When she started coaching, Divya thought she could just step into the executive environment and run with it. However, early on, she got discouraged when a few people made remarks about her age. That led to a loss of confidence, especially with bigger contracts and coaching opportunities, which she stopped herself from pursuing out of fear. A lot of the time, she would portray a fake toughness and would get defensive. Working through it, she realized that she has to own what she is doing. She reminded herself what her strengths are and what her niche area is. She has learned to accept that she is on the younger side when it comes to executive coaching. She would like that she had understood earlier that if she can own what she is doing and do it confidently, without fear or doubt, she will progress.


The “Why”

Timestamp 25:09


When asked about her "why," which gives her purpose and energy, Divya immediately answers her children are her “why” and the reason for everything she does. They are the reason she wants to create a difference and make an impact. She wants them to grow up not only saying, “The sky is the limit,” but really believing that:


“They can achieve absolutely anything that they put their minds to. And it doesn't matter what obstacles, challenges, barriers they are hit with. There's always a way to overcome it if they should want to.

She also wants to teach her children that it is about serving others and helping people outside of you and just your family. She wants to impact the individuals she meets, inspire something within them, and light a fire in them to do more with their own lives. That is one reason why, as a title for herself, she chose "Certified Fulfillment Coach." In her own words:


“We keep working, working, working towards this goal—I want to earn this much. I want to get to that position in my job—but when we get there, we still don't have that sense of fulfillment or happiness or joy that we thought we were going to feel.”

That’s why her purpose is to light that fire in others. And she hopes that when her children see that, they will also want to serve and help people behind them.


The Powerful Questions to Ask

Timestamp 30:20


Some of the biggest and most consistent questions Divya likes to ask her clients are focused on what they want and where do they see themselves in the future. She asks them about their biggest barriers and obstacles that are standing in the way for them in achieving this.


She likes to help her clients visualize what they want as if they've already got it. But then, after they've felt how it would feel like, she brings them back to their present inaction by asking questions such as:


"Okay, it's a year down the line.
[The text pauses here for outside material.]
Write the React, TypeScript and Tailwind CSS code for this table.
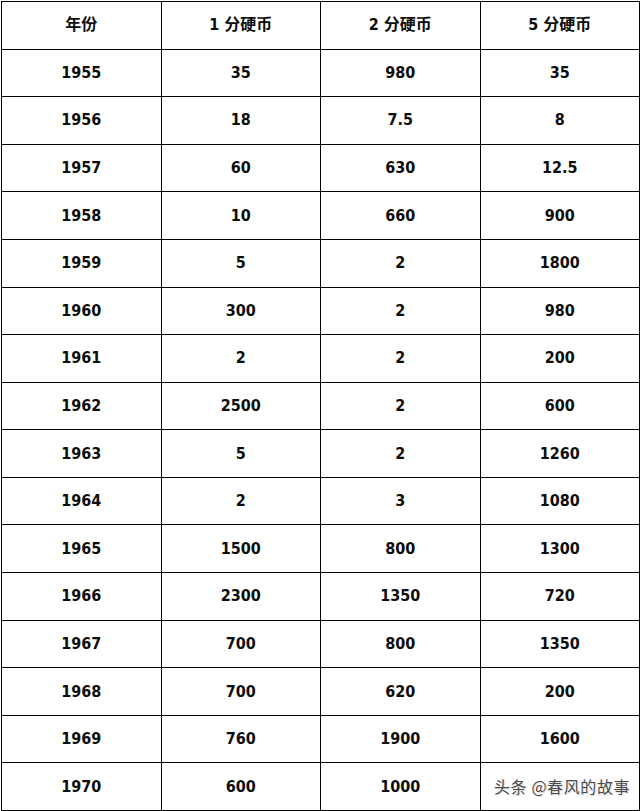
const header = ['年份', '1 分硬币', '2 分硬币', '5 分硬币'];

const rows: string[][] = [
  ['1955', '35', '980', '35'],
  ['1956', '18', '7.5', '8'],
  ['1957', '60', '630', '12.5'],
  ['1958', '10', '660', '900'],
  ['1959', '5', '2', '1800'],
  ['1960', '300', '2', '980'],
  ['1961', '2', '2', '200'],
  ['1962', '2500', '2', '600'],
  ['1963', '5', '2', '1260'],
  ['1964', '2', '3', '1080'],
  ['1965', '1500', '800', '1300'],
  ['1966', '2300', '1350', '720'],
  ['1967', '700', '800', '1350'],
  ['1968', '700', '620', '200'],
  ['1969', '760', '1900', '1600'],
  ['1970', '600', '1000', ''],
];

const cell =
  'flex items-center justify-center border-r border-b border-black text-[16px] font-bold text-[#0d0d0d]';

export default function App() {
  return (
    <div className="relative h-[811px] w-[642px] overflow-hidden bg-white pt-px pl-px font-['DejaVu_Sans_Condensed','DejaVu_Sans','Noto_Sans_CJK_SC',sans-serif]">
      <div className="grid h-[810px] w-[639px] grid-cols-4 grid-rows-[repeat(17,minmax(0,1fr))] border-t border-l border-black">
        {header.map((h) => (
          <div key={h} className={cell}>
            {h}
          </div>
        ))}
        {rows.map((r) =>
          r.map((v, i) => (
            <div key={r[0] + '-' + i} className={cell}>
              {v}
            </div>
          )),
        )}
      </div>
      <div className="absolute top-[774px] left-[494px] font-['Noto_Sans_CJK_SC',sans-serif] text-[16px] tracking-[0.6px] text-[#4a4a4a] [text-shadow:0_0_1px_#fff,1px_1px_0_#ddd]">
        头条 @春风的故事
      </div>
    </div>
  );
}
It's six months down the line. It's even two months down the line. And you haven't gotten going with this journey. You haven't started any of this. How do you now feel?"

She finds those questions really powerful because they take a client through a journey, getting them to visualize everything they want and then bringing them back to the present day and inaction.
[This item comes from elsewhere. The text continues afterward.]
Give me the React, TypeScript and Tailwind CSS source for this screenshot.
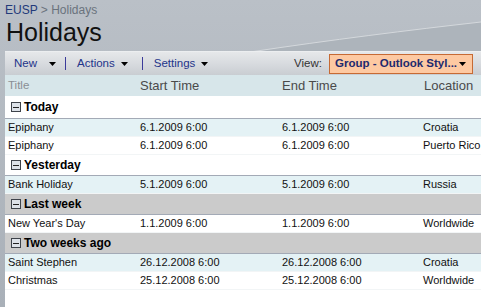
import { Fragment } from 'react'

type Item = { title: string; start: string; end: string; location: string; shade: boolean }
type Group = { name: string; gray: boolean; items: Item[] }

const groups: Group[] = [
  {
    name: 'Today',
    gray: false,
    items: [
      { title: 'Epiphany', start: '6.1.2009 6:00', end: '6.1.2009 6:00', location: 'Croatia', shade: true },
      { title: 'Epiphany', start: '6.1.2009 6:00', end: '6.1.2009 6:00', location: 'Puerto Rico', shade: false },
    ],
  },
  {
    name: 'Yesterday',
    gray: false,
    items: [
      { title: 'Bank Holiday', start: '5.1.2009 6:00', end: '5.1.2009 6:00', location: 'Russia', shade: true },
    ],
  },
  {
    name: 'Last week',
    gray: true,
    items: [
      { title: "New Year's Day", start: '1.1.2009 6:00', end: '1.1.2009 6:00', location: 'Worldwide', shade: false },
    ],
  },
  {
    name: 'Two weeks ago',
    gray: true,
    items: [
      { title: 'Saint Stephen', start: '26.12.2008 6:00', end: '26.12.2008 6:00', location: 'Croatia', shade: true },
      { title: 'Christmas', start: '25.12.2008 6:00', end: '25.12.2008 6:00', location: 'Worldwide', shade: false },
    ],
  },
]

const cols = 'grid grid-cols-[132px_142px_142px_1fr] whitespace-nowrap'

function Caret() {
  return (
    <svg width="7" height="4" viewBox="0 0 7 4" className="block">
      <path d="M0 0h7L3.5 4z" fill="#000" />
    </svg>
  )
}

function Minus() {
  return (
    <span className="inline-flex shrink-0 w-[10px] h-[10px] border border-[#3e434a] bg-[#dde2e8] items-center justify-center mr-[3px]">
      <span className="block w-[6px] h-px bg-[#222]" />
    </span>
  )
}

export default function App() {
  return (
    <div
      className="relative w-[481px] h-[307px] overflow-hidden bg-gradient-to-b from-[#bac0c7] to-[#a9b0b8] text-[11px] text-black"
      style={{ fontFamily: '"Liberation Sans", Arial, sans-serif' }}
    >
      {/* swoosh */}
      <svg className="absolute left-0 top-0" width="481" height="60" viewBox="0 0 481 60">
        <path d="M250 52 C 330 40, 410 30, 481 22 L481 60 L250 60 Z" fill="#adb4bb" />
        <path d="M250 52 C 330 40, 410 30, 481 22" stroke="#d4d8dc" strokeWidth="1" fill="none" />
      </svg>

      <div className="relative pl-[5px]">
        <div className="h-[18px] pt-[4px] leading-[12px] text-[12px] whitespace-nowrap">
          <span className="text-[#223a7a]">EUSP</span>
          <span className="text-[#6a737d]"> &gt; Holidays</span>
        </div>
        <div className="h-[33px] pl-[1px] text-[25px] leading-[28px] text-[#111]">Holidays</div>

        <div className="bg-[#f4f5f6]">
          {/* toolbar */}
          <div className="h-[24px] flex items-center whitespace-nowrap border-t border-[#eceef0] bg-gradient-to-b from-[#e6e8ea] via-[#d8dbdf] to-[#c9cdd2] text-[#23348a] text-[11.5px]">
            <span className="ml-[9px]">New</span>
            <span className="ml-[12px]"><Caret /></span>
            <span className="ml-[9px] w-px h-[13px] bg-[#3b3b9a]" />
            <span className="ml-[11px]">Actions</span>
            <span className="ml-[6px]"><Caret /></span>
            <span className="ml-[14px] w-px h-[13px] bg-[#3b3b9a]" />
            <span className="ml-[11px]">Settings</span>
            <span className="ml-[6px]"><Caret /></span>
            <span className="ml-auto text-[#333] mr-[7px]">View:</span>
            <div className="shrink-0 w-[144px] h-[20px] mr-[8px] flex items-center border border-[#c66a34] bg-[#fdc9a2] pl-[5px] pr-[6px]">
              <span className="font-bold text-[#1d2a6e] text-[11.5px]">Group - Outlook Styl...</span>
              <span className="ml-auto"><Caret /></span>
            </div>
          </div>

          {/* column header */}
          <div className={`${cols} h-[21px] items-center bg-[#d7e6ea] text-[13px] text-[#4a4a4a]`}>
            <div className="pl-[3px] text-[11.5px] text-[#8a8f94]">Title</div>
            <div className="pl-[3px]">Start Time</div>
            <div className="pl-[3px]">End Time</div>
            <div className="pl-[3px]">Location</div>
          </div>

          <div className="bg-white h-[220px]">
            {groups.map((g, i) => (
              <Fragment key={g.name}>
                <div
                  className={`flex items-center pl-[6px] font-bold text-[12px] whitespace-nowrap border-b border-[#a3aab6] ${
                    i === 0 ? 'h-[23px]' : 'h-[21px]'
                  } ${g.gray ? 'bg-[#cbcbcb]' : 'bg-white'}`}
                >
                  <Minus />
                  {g.name}
                </div>
                {g.items.map((it, j) => (
                  <div
                    key={j}
                    className={`${cols} h-[18px] items-center text-[#111] border-b border-[#f2f5f6] ${
                      it.shade ? 'bg-[#e4f2f5]' : 'bg-white'
                    }`}
                  >
                    <div className="pl-[3px]">{it.title}</div>
                    <div className="pl-[3px]">{it.start}</div>
                    <div className="pl-[3px]">{it.end}</div>
                    <div className="pl-[2px]">{it.location}</div>
                  </div>
                ))}
              </Fragment>
            ))}
          </div>
        </div>
      </div>
    </div>
  )
}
She also loves what and if questions, such as: "So, what will happen if X, Y, and Z changes?" As well as when and if questions:


"When this changes, if this changes, what do you then see your life looking like?"
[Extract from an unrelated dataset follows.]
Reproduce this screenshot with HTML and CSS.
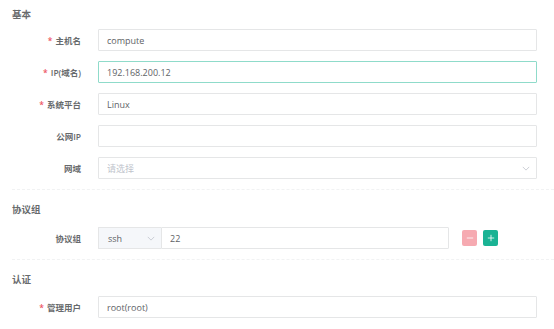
FILE: index.html
```html
<!DOCTYPE html>
<html lang="zh">

<head>
    <meta charset="UTF-8">
    <meta name="viewport" content="width=device-width, initial-scale=1.0">
    <title>资产</title>
    <link rel="stylesheet" href="styles.css">
</head>

<body>
    <form class="asset-form">
        <!-- 基本 -->
        <div class="form-section">
            <h3 class="section-title">基本</h3>
            <div class="form-row">
                <label class="form-label required">主机名</label>
                <div class="form-field"><input class="form-input" type="text" value="compute"></div>
            </div>
            <div class="form-row">
                <label class="form-label required">IP(域名)</label>
                <div class="form-field"><input class="form-input is-focus" type="text" value="192.168.200.12"></div>
            </div>
            <div class="form-row">
                <label class="form-label required">系统平台</label>
                <div class="form-field"><input class="form-input" type="text" value="Linux"></div>
            </div>
            <div class="form-row">
                <label class="form-label">公网IP</label>
                <div class="form-field"><input class="form-input" type="text" value=""></div>
            </div>
            <div class="form-row">
                <label class="form-label">网域</label>
                <div class="form-field select-field">
                    <input class="form-input" type="text" placeholder="请选择" readonly>
                    <svg class="chevron" viewBox="0 0 10 6" width="8" height="5">
                        <path d="M1 1l4 4 4-4" fill="none" stroke="#c0c4cc" stroke-width="1"/>
                    </svg>
                </div>
            </div>
        </div>

        <hr class="divider">

        <!-- 协议组 -->
        <div class="form-section">
            <h3 class="section-title title-protocol">协议组</h3>
            <div class="form-row">
                <label class="form-label">协议组</label>
                <div class="form-field protocol-field">
                    <div class="proto-select">
                        <span>ssh</span>
                        <svg class="chevron" viewBox="0 0 10 6" width="8" height="5">
                            <path d="M1 1l4 4 4-4" fill="none" stroke="#c0c4cc" stroke-width="1"/>
                        </svg>
                    </div>
                    <input class="form-input port-input" type="text" value="22">
                    <div class="proto-actions">
                        <button type="button" class="btn-icon btn-minus">
                            <svg viewBox="0 0 10 10" width="8" height="8"><path d="M1 5h8" stroke="#fff" stroke-width="1"/></svg>
                        </button>
                        <button type="button" class="btn-icon btn-plus">
                            <svg viewBox="0 0 10 10" width="8" height="8"><path d="M1 5h8M5 1v8" stroke="#fff" stroke-width="1"/></svg>
                        </button>
                    </div>
                </div>
            </div>
        </div>

        <hr class="divider">

        <!-- 认证 -->
        <div class="form-section">
            <h3 class="section-title title-auth">认证</h3>
            <div class="form-row">
                <label class="form-label required">管理用户</label>
                <div class="form-field"><input class="form-input" type="text" value="root(root)"></div>
            </div>
        </div>
    </form>
</body>

</html>
```

FILE: styles.css
```css
/* asset create form */

body {
    margin: 0;
    background: #fff;
    font-family: "Open Sans", "Noto Sans CJK SC", sans-serif;
    color: #676a6c;
}

.asset-form {
    margin: 0;
    padding: 0 17px 0 0;
}

.form-section {
    padding-top: 8px;
}

.section-title {
    margin: 0 0 7px 12px;
    font-size: 9.5px;
    line-height: 14px;
    font-weight: 600;
    color: #676a6c;
}

.title-protocol {
    margin-top: 5px;
    margin-bottom: 10px;
}

.title-auth {
    margin-top: 5px;
    margin-bottom: 9px;
}

/* rows */

.form-row {
    display: flex;
    align-items: center;
    height: 22px;
    margin-bottom: 10px;
}

.form-label {
    flex: 0 0 81px;
    text-align: right;
    font-size: 8.5px;
    font-weight: 600;
    color: #676a6c;
    margin-right: 17px;
}

.form-label.required::before {
    content: "*";
    color: #ed5565;
    margin-right: 3px;
}

.form-field {
    flex: 1;
    position: relative;
    display: flex;
    height: 100%;
}

.form-input {
    box-sizing: border-box;
    width: 100%;
    height: 100%;
    margin: 0;
    padding: 0 8px;
    border: 1px solid #e5e6e7;
    border-radius: 1px;
    font-family: inherit;
    font-size: 9px;
    color: #606266;
    outline: none;
    background: #fff;
}

.form-input.is-focus {
    border-color: #8fdbca;
}

.form-input::placeholder {
    color: #c0c4cc;
}

.select-field .chevron {
    position: absolute;
    right: 7px;
    top: 9px;
}

/* protocol group */

.protocol-field {
    align-items: center;
}

.proto-select {
    box-sizing: border-box;
    display: flex;
    align-items: center;
    justify-content: space-between;
    flex: 0 0 63px;
    height: 100%;
    padding: 0 6px 0 9px;
    border: 1px solid #e5e6e7;
    border-right: none;
    border-radius: 1px 0 0 1px;
    background: #f5f7fa;
    font-size: 9px;
    color: #606266;
}

.port-input {
    flex: 0 0 288px;
    width: 288px;
    border-radius: 0 1px 1px 0;
}

.proto-actions {
    display: flex;
    gap: 6px;
    margin-left: 13px;
}

.btn-icon {
    display: flex;
    align-items: center;
    justify-content: center;
    width: 15px;
    height: 16px;
    padding: 0;
    border: none;
    border-radius: 2px;
    cursor: pointer;
}

.btn-minus {
    background: #f6aab1;
}

.btn-plus {
    background: #1ab394;
}

.divider {
    margin: 4px 0 0 12px;
    border: none;
    border-top: 1px dashed #f1f2f3;
    height: 0;
    width: calc(100% + 5px);
}
```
Divya emphasizes that she tailors her questions to who she is with but likes to keep them simple and relatable.


Life Coaching vs. Executive Coaching

Timestamp 33:45


Whether Divya is coaching an individual on life or coaching someone on an executive level, the formats and the fundamentals—the do's and the don'ts, the art of listening and asking questions, building rapport, ability to give feedback— are the same.


The greatest difference lies in the fact that the executives she works with aren't choosing to work with her themselves. The company hires her, and the executives are assigned to her. On the other hand, her personal clients have chosen to work with her. That might impact the willingness of the person to fully participate and engage with the coach.


Another difficulty she sometimes faces comes from her male executive clients, who might act defensive, in a way, and have a hard time accepting she is going to coach them. For that reason, before she starts the paid sessions with her executive clients, Divya has one session with them where the goal is to get to know each other. That helps the clients feel more comfortable, put a face and a name to the voice, and it helps to build rapport. After that session, they go back to audio sessions only.


Divya mentions that she doesn't see a huge difference in her coaching of her personal clients and her executive clients, other than the fact that there is a different set of goals to work on.


Non-judgment

Timestamp 37:24


When asked how she manages to stay in a state of non-judgment, even when she hears stories that would be easy to judge, Divya replies:

“Even in my session, I remind myself this is not about me, it's not about my life, and I'm not here to judge.”

The Advice for Those Considering a Coaching Career

Timestamp 37:46


If you are interested in coaching and think it is something you could do, Divya’s advice is to sign up with a school that is ICF approved to get certified from the very beginning. When you are a certified coach, you are already setting yourself apart from many who call themselves coaches.


The next possible step is to become an ICF accredited coach; something companies ask you about before hiring you as an executive coach. So, if you already know you are planning to work as an executive coach, it would be best to get a minimum of the ACC as soon as possible.


On Curiosity and Wanting to Know More

Timestamp 40:23


Divya mentions a powerful quote that one of her authors from Coach Wisdom shared with her, that says: "Coaching is a curiosity with clarity." She believes that the curiosity that coaches have helps their clients get clarity on what it is they want and what they need to be doing less of or more of, and what do they need to let go of. But it also helps keep the coaches on their toes to keep engaging and keep the coaching conversation interesting and moving.


Divya mentions that she didn't place as much importance on growth and learning as a coach in the very early years of her coaching. With time, she started to feel that there is so much more value to be added and that she wanted more. That led to her journey of always developing herself as a coach through various courses and education.


People Too Hard to Coach

Timestamp 43:57


Every coach has individuals that they find too hard to coach because of the certain characteristics they have. For Divya, those are the ones who think they are ready to make changes and to do some things in their lives, but when it comes to it, they are not. And then they blame the coaching process for their inaction.


If such a situation happens in personal coaching, she doesn't sign those clients. However, in executive coaching, the clients are assigned to her. Learning from her experience, she started building into her contract that she would give individuals up to three sessions to start progressing. If, after three sessions, the progress is not happening, and there is no willingness to progress, she has a conversation with the sponsor where she advises to apply the budget that was meant for that individual to a different employee. That way, she isn't wasting anybody's time or the company's money.


Measuring Her Life

Timestamp 46:03


When asked about how she will measure her life, Divya replies:

“I'll measure [life] by the number of people or the number of lives I've been able to impact.”